Street view ohoto of the Eagle and Phenix Mills
The Southern Region was an area of massive textile production following the Civil War. The Eagle and Phenix Mills, pictured here, were built on the ashes of Columbus’ ruined mills during the Reconstruction period. It quickly grew to become one of the largest mills in the South, and remained at the forefront of southern textile production for the next 100 years. Photo Courtesy of the Library of Congress.
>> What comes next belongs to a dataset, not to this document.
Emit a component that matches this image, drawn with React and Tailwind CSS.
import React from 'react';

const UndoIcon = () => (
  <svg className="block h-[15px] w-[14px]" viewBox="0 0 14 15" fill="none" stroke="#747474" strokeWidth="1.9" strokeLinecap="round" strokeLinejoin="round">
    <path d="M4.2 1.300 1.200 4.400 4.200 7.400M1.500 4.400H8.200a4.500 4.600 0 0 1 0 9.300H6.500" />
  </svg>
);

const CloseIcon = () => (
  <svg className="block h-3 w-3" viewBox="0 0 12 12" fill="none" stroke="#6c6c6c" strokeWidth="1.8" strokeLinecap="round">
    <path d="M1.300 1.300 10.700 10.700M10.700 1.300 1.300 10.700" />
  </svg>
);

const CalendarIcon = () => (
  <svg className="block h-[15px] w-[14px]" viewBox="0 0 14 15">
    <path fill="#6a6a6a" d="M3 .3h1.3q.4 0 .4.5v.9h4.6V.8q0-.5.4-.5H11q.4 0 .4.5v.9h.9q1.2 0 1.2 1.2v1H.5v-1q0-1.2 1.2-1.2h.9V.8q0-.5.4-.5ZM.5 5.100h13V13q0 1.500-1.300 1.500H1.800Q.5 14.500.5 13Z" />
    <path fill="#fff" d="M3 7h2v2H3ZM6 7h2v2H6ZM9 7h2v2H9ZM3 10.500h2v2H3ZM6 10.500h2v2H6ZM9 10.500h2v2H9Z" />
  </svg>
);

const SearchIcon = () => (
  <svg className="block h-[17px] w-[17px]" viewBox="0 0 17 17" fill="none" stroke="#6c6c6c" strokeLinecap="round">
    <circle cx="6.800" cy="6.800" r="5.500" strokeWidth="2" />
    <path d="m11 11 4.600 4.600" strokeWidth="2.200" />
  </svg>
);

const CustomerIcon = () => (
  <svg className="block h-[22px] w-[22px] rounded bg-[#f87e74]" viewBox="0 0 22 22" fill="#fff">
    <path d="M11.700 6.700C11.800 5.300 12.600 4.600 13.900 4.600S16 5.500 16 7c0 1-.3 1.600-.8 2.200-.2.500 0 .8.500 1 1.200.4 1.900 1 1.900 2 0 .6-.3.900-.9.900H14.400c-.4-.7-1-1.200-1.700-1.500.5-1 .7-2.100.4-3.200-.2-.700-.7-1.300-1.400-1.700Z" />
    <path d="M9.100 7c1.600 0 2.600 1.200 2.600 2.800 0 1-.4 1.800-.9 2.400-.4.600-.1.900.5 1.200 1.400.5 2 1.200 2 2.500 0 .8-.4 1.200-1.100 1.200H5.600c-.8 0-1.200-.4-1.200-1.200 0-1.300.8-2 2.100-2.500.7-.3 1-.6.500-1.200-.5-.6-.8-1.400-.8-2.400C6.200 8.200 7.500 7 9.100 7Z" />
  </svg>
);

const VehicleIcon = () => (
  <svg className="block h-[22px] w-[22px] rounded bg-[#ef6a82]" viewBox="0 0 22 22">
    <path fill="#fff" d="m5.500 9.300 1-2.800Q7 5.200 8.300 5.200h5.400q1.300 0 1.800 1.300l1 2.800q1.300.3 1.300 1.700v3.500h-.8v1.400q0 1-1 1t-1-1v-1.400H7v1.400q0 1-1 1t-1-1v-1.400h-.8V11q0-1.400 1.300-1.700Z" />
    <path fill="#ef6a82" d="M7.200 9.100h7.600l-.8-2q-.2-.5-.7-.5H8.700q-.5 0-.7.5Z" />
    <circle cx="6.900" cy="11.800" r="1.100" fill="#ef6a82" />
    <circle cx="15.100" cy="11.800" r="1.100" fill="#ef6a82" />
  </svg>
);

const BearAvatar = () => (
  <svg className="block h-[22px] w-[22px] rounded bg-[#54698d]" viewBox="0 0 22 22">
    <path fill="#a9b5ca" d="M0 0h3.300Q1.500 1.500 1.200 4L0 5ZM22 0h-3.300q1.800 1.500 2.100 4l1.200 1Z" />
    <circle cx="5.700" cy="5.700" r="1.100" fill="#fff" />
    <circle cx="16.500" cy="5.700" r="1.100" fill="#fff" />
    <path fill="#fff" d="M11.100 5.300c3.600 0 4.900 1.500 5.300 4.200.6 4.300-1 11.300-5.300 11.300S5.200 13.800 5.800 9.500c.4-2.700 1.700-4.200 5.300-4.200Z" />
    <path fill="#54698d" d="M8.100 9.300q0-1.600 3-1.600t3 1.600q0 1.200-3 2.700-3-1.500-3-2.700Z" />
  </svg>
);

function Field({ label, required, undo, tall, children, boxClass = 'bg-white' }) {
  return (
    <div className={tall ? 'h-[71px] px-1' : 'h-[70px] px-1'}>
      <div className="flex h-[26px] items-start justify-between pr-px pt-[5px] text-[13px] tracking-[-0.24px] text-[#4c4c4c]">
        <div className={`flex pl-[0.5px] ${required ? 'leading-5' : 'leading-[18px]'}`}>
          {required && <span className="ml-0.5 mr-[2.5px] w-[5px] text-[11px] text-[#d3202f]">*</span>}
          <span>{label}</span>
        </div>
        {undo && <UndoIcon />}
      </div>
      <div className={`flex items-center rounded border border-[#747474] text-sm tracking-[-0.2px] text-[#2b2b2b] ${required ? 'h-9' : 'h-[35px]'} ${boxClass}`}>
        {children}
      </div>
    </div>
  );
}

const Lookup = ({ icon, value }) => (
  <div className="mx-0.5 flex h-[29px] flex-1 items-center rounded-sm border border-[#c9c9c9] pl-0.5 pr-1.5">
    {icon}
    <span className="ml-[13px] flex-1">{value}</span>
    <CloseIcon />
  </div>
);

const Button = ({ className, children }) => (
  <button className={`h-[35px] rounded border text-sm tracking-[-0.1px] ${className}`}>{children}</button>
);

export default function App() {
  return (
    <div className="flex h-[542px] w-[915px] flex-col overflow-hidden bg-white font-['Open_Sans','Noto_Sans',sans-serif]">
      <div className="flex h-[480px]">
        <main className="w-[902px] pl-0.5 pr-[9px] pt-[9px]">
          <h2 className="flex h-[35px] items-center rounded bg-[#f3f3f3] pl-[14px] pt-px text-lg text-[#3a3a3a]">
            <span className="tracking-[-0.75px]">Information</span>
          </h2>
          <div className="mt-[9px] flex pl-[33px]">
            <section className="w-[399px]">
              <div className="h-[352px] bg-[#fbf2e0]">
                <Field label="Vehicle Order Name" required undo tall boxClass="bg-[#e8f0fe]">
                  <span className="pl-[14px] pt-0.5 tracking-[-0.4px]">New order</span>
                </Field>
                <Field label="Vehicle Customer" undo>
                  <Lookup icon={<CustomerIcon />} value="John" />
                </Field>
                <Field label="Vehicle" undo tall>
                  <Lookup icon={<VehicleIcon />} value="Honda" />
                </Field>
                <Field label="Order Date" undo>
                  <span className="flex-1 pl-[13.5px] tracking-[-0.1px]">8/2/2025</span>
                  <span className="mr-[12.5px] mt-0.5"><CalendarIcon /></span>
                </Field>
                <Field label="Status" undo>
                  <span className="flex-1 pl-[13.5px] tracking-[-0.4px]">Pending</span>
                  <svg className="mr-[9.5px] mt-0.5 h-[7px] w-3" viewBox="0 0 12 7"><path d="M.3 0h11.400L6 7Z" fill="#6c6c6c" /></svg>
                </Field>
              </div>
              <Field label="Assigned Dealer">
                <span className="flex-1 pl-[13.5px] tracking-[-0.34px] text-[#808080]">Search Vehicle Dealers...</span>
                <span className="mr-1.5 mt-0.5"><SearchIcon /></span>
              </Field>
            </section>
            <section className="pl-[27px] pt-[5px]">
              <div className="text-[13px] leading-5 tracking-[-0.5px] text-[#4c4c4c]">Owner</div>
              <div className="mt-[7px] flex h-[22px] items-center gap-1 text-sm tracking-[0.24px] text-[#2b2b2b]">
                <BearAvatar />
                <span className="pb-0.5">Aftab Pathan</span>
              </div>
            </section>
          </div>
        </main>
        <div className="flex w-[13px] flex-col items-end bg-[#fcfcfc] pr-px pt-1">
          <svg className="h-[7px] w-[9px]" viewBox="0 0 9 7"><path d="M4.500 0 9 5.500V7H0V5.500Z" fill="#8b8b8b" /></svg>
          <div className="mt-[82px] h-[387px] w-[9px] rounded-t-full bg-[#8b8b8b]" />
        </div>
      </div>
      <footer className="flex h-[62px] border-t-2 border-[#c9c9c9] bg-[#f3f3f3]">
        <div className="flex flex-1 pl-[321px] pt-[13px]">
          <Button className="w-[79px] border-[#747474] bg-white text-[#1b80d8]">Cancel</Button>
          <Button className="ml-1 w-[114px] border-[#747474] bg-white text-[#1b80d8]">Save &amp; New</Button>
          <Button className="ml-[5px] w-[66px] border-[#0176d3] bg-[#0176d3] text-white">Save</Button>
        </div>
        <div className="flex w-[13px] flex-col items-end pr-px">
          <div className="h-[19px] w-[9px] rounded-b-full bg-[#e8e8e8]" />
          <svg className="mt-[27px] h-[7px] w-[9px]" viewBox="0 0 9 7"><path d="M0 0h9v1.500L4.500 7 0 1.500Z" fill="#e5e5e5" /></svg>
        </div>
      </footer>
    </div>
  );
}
This area, which straddles Georgia’s Fall Line, has historically been home to water powered industries. The 1830s and 40s saw early cotton mills established at Troup Factory on Flat Shoals Creek near LaGrange, on Tobler and Potato Creeks near Thomaston, and in the city of Columbus. Nearly all of these mills were burned by General Wilson’s cavalry in the final days of the Civil War. With the exception of Columbus‘ mills, the ones which were rebuilt fell by the wayside by 1910. They were replaced by new steam powered mills built to take advantage of the logistical benefits offered by the railroads. The period from the 1880s to the 1920s saw LaGrange, Manchester, Thomaston, and Griffin join Columbus as powerhouses of the textile industry by utilizing the railroads and steam power. While West Point originally built its mills to take advantage of the water power offered by the Chattahoochee, it quickly took advantage of capital from the Northeast and the local railroad to become home to one of the largest mill groups in the South. This southern region produced everything from towels, sheetings, and shirtings to heavy industrial fabrics such as Army Duck. However, it was never reached by the chenille industry which exploded from the Northern Region. Today, only Thomaston, LaGrange, and Hogansville have textile businesses which still operate out of historic cotton mills. Many have been demolished, but cities such as LaGrange and Columbus have worked to repurpose and preserve their historic architecture for generations to come.